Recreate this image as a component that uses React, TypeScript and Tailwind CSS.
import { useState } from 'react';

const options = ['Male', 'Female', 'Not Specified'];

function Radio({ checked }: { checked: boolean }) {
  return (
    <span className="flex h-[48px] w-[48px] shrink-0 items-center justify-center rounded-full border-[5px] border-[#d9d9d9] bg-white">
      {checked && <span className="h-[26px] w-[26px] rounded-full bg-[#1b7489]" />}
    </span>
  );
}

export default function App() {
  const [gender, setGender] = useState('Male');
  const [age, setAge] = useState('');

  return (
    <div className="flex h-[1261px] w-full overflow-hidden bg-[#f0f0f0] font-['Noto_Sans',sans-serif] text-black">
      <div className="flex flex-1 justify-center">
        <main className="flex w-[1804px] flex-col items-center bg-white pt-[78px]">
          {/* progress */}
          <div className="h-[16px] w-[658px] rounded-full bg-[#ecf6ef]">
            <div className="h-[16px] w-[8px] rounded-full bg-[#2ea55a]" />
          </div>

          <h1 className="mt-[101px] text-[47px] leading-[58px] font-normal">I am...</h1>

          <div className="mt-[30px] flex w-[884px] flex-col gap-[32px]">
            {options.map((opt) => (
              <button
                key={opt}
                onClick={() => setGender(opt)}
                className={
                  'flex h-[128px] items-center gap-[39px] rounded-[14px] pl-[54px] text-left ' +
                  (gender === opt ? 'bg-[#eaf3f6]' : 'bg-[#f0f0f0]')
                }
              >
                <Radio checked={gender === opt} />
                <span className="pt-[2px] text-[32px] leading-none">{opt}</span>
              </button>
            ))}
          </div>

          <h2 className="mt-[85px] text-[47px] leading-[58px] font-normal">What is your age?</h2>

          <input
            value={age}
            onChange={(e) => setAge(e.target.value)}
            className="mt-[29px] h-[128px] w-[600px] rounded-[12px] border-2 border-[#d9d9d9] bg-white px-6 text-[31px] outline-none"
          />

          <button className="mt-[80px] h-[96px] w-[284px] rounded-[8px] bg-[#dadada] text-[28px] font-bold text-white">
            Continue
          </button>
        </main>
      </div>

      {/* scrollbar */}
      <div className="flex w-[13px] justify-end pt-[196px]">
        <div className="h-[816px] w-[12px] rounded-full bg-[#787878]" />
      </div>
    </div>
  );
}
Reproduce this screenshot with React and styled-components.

* * * * * * * * *

What the exercise asks:
Return, please, the lines of the data from the first through the line containing "const options = ['Male', 'Female', 'Not", both kept, exactly as they stand and nothing more.

Task response:
Recreate this image as a component that uses React, TypeScript and Tailwind CSS.
import { useState } from 'react';

const options = ['Male', 'Female', 'Not Specified'];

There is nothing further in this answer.